EXERCISE DESCRIPTION:
Reproduce all of the data exactly.

MATERIAL:
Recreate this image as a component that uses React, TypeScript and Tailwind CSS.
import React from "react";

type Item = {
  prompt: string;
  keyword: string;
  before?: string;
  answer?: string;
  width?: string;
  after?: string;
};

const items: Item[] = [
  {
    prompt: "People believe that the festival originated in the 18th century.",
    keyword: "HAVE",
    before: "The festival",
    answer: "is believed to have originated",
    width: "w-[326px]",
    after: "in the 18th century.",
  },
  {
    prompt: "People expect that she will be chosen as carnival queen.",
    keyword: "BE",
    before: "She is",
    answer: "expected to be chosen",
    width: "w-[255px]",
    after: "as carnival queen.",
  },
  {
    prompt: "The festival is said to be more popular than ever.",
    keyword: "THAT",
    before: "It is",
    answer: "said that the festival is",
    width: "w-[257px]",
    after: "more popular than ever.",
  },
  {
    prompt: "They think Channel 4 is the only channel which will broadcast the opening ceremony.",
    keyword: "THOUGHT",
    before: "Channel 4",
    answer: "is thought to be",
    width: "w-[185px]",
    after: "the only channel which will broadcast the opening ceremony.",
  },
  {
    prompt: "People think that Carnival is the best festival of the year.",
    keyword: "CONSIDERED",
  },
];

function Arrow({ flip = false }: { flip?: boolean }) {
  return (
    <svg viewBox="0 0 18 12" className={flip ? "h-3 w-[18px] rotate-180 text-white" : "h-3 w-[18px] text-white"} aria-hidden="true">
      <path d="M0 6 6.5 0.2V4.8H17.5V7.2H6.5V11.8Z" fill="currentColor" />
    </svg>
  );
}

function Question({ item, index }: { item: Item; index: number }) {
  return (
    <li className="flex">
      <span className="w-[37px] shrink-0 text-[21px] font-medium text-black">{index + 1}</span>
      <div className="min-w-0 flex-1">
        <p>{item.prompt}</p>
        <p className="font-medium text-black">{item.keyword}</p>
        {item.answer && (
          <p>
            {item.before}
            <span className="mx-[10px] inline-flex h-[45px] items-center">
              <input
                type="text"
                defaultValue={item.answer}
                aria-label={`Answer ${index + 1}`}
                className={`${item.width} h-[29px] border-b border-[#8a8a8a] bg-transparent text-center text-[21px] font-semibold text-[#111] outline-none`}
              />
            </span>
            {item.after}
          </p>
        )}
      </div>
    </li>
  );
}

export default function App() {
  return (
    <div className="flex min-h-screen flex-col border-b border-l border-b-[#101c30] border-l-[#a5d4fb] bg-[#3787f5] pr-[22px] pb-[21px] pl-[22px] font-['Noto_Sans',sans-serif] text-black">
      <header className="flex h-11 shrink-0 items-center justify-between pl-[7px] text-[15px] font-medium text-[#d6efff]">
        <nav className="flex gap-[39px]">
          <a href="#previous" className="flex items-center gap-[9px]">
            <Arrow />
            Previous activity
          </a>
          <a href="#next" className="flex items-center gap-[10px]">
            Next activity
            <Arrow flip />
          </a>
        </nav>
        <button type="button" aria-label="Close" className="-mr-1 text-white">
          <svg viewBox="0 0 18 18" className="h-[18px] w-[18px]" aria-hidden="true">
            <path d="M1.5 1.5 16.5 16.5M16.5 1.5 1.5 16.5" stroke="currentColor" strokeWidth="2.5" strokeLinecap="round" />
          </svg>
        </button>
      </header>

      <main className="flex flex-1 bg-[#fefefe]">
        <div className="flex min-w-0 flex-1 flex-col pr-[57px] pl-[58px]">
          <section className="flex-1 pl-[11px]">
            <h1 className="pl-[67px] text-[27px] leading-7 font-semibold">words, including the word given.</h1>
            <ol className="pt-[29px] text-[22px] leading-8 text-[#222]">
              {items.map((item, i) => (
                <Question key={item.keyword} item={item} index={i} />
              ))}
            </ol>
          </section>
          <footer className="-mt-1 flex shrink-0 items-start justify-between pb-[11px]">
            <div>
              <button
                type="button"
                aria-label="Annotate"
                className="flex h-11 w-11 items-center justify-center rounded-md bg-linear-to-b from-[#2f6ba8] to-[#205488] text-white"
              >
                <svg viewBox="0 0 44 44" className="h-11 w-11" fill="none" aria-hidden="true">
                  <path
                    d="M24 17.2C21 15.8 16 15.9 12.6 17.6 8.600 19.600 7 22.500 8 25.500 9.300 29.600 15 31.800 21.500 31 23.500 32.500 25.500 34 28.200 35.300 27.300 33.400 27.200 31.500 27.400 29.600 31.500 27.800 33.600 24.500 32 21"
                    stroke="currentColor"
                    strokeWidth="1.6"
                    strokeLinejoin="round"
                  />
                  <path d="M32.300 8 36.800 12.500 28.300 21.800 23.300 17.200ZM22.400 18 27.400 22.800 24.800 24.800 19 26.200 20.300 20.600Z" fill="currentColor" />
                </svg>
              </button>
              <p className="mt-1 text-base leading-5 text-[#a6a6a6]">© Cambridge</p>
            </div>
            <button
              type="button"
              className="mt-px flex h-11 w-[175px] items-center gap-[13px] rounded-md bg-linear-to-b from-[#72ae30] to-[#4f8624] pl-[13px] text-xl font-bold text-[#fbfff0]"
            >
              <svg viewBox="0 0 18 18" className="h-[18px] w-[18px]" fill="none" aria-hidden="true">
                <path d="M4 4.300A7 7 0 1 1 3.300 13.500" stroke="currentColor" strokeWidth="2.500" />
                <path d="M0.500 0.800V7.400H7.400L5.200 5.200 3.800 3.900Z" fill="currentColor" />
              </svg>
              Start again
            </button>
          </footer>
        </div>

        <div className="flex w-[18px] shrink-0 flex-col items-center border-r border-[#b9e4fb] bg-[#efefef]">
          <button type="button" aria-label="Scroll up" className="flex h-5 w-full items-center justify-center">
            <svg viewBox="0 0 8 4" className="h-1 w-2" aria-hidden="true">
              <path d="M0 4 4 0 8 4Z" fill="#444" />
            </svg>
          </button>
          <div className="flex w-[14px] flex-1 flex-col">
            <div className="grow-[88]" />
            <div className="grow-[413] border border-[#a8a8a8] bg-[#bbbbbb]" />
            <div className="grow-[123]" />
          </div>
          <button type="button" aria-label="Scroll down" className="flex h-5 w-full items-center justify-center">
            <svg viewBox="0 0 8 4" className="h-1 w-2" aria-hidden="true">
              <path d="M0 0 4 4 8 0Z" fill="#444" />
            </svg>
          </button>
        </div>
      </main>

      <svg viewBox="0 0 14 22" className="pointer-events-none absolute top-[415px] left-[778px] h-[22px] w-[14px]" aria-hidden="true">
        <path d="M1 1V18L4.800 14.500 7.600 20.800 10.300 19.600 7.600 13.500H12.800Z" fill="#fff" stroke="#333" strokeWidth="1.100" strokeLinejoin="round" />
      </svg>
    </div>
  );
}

RESPONSE:
Recreate this image as a component that uses React, TypeScript and Tailwind CSS.
import React from "react";

type Item = {
  prompt: string;
  keyword: string;
  before?: string;
  answer?: string;
  width?: string;
  after?: string;
};

const items: Item[] = [
  {
    prompt: "People believe that the festival originated in the 18th century.",
    keyword: "HAVE",
    before: "The festival",
    answer: "is believed to have originated",
    width: "w-[326px]",
    after: "in the 18th century.",
  },
  {
    prompt: "People expect that she will be chosen as carnival queen.",
    keyword: "BE",
    before: "She is",
    answer: "expected to be chosen",
    width: "w-[255px]",
    after: "as carnival queen.",
  },
  {
    prompt: "The festival is said to be more popular than ever.",
    keyword: "THAT",
    before: "It is",
    answer: "said that the festival is",
    width: "w-[257px]",
    after: "more popular than ever.",
  },
  {
    prompt: "They think Channel 4 is the only channel which will broadcast the opening ceremony.",
    keyword: "THOUGHT",
    before: "Channel 4",
    answer: "is thought to be",
    width: "w-[185px]",
    after: "the only channel which will broadcast the opening ceremony.",
  },
  {
    prompt: "People think that Carnival is the best festival of the year.",
    keyword: "CONSIDERED",
  },
];

function Arrow({ flip = false }: { flip?: boolean }) {
  return (
    <svg viewBox="0 0 18 12" className={flip ? "h-3 w-[18px] rotate-180 text-white" : "h-3 w-[18px] text-white"} aria-hidden="true">
      <path d="M0 6 6.5 0.2V4.8H17.5V7.2H6.5V11.8Z" fill="currentColor" />
    </svg>
  );
}

function Question({ item, index }: { item: Item; index: number }) {
  return (
    <li className="flex">
      <span className="w-[37px] shrink-0 text-[21px] font-medium text-black">{index + 1}</span>
      <div className="min-w-0 flex-1">
        <p>{item.prompt}</p>
        <p className="font-medium text-black">{item.keyword}</p>
        {item.answer && (
          <p>
            {item.before}
            <span className="mx-[10px] inline-flex h-[45px] items-center">
              <input
                type="text"
                defaultValue={item.answer}
                aria-label={`Answer ${index + 1}`}
                className={`${item.width} h-[29px] border-b border-[#8a8a8a] bg-transparent text-center text-[21px] font-semibold text-[#111] outline-none`}
              />
            </span>
            {item.after}
          </p>
        )}
      </div>
    </li>
  );
}

export default function App() {
  return (
    <div className="flex min-h-screen flex-col border-b border-l border-b-[#101c30] border-l-[#a5d4fb] bg-[#3787f5] pr-[22px] pb-[21px] pl-[22px] font-['Noto_Sans',sans-serif] text-black">
      <header className="flex h-11 shrink-0 items-center justify-between pl-[7px] text-[15px] font-medium text-[#d6efff]">
        <nav className="flex gap-[39px]">
          <a href="#previous" className="flex items-center gap-[9px]">
            <Arrow />
            Previous activity
          </a>
          <a href="#next" className="flex items-center gap-[10px]">
            Next activity
            <Arrow flip />
          </a>
        </nav>
        <button type="button" aria-label="Close" className="-mr-1 text-white">
          <svg viewBox="0 0 18 18" className="h-[18px] w-[18px]" aria-hidden="true">
            <path d="M1.5 1.5 16.5 16.5M16.5 1.5 1.5 16.5" stroke="currentColor" strokeWidth="2.5" strokeLinecap="round" />
          </svg>
        </button>
      </header>

      <main className="flex flex-1 bg-[#fefefe]">
        <div className="flex min-w-0 flex-1 flex-col pr-[57px] pl-[58px]">
          <section className="flex-1 pl-[11px]">
            <h1 className="pl-[67px] text-[27px] leading-7 font-semibold">words, including the word given.</h1>
            <ol className="pt-[29px] text-[22px] leading-8 text-[#222]">
              {items.map((item, i) => (
                <Question key={item.keyword} item={item} index={i} />
              ))}
            </ol>
          </section>
          <footer className="-mt-1 flex shrink-0 items-start justify-between pb-[11px]">
            <div>
              <button
                type="button"
                aria-label="Annotate"
                className="flex h-11 w-11 items-center justify-center rounded-md bg-linear-to-b from-[#2f6ba8] to-[#205488] text-white"
              >
                <svg viewBox="0 0 44 44" className="h-11 w-11" fill="none" aria-hidden="true">
                  <path
                    d="M24 17.2C21 15.8 16 15.9 12.6 17.6 8.600 19.600 7 22.500 8 25.500 9.300 29.600 15 31.800 21.500 31 23.500 32.500 25.500 34 28.200 35.300 27.300 33.400 27.200 31.500 27.400 29.600 31.500 27.800 33.600 24.500 32 21"
                    stroke="currentColor"
                    strokeWidth="1.6"
                    strokeLinejoin="round"
                  />
                  <path d="M32.300 8 36.800 12.500 28.300 21.800 23.300 17.200ZM22.400 18 27.400 22.800 24.800 24.800 19 26.200 20.300 20.600Z" fill="currentColor" />
                </svg>
              </button>
              <p className="mt-1 text-base leading-5 text-[#a6a6a6]">© Cambridge</p>
            </div>
            <button
              type="button"
              className="mt-px flex h-11 w-[175px] items-center gap-[13px] rounded-md bg-linear-to-b from-[#72ae30] to-[#4f8624] pl-[13px] text-xl font-bold text-[#fbfff0]"
            >
              <svg viewBox="0 0 18 18" className="h-[18px] w-[18px]" fill="none" aria-hidden="true">
                <path d="M4 4.300A7 7 0 1 1 3.300 13.500" stroke="currentColor" strokeWidth="2.500" />
                <path d="M0.500 0.800V7.400H7.400L5.200 5.200 3.800 3.900Z" fill="currentColor" />
              </svg>
              Start again
            </button>
          </footer>
        </div>

        <div className="flex w-[18px] shrink-0 flex-col items-center border-r border-[#b9e4fb] bg-[#efefef]">
          <button type="button" aria-label="Scroll up" className="flex h-5 w-full items-center justify-center">
            <svg viewBox="0 0 8 4" className="h-1 w-2" aria-hidden="true">
              <path d="M0 4 4 0 8 4Z" fill="#444" />
            </svg>
          </button>
          <div className="flex w-[14px] flex-1 flex-col">
            <div className="grow-[88]" />
            <div className="grow-[413] border border-[#a8a8a8] bg-[#bbbbbb]" />
            <div className="grow-[123]" />
          </div>
          <button type="button" aria-label="Scroll down" className="flex h-5 w-full items-center justify-center">
            <svg viewBox="0 0 8 4" className="h-1 w-2" aria-hidden="true">
              <path d="M0 0 4 4 8 0Z" fill="#444" />
            </svg>
          </button>
        </div>
      </main>

      <svg viewBox="0 0 14 22" className="pointer-events-none absolute top-[415px] left-[778px] h-[22px] w-[14px]" aria-hidden="true">
        <path d="M1 1V18L4.800 14.500 7.600 20.800 10.300 19.600 7.600 13.500H12.800Z" fill="#fff" stroke="#333" strokeWidth="1.100" strokeLinejoin="round" />
      </svg>
    </div>
  );
}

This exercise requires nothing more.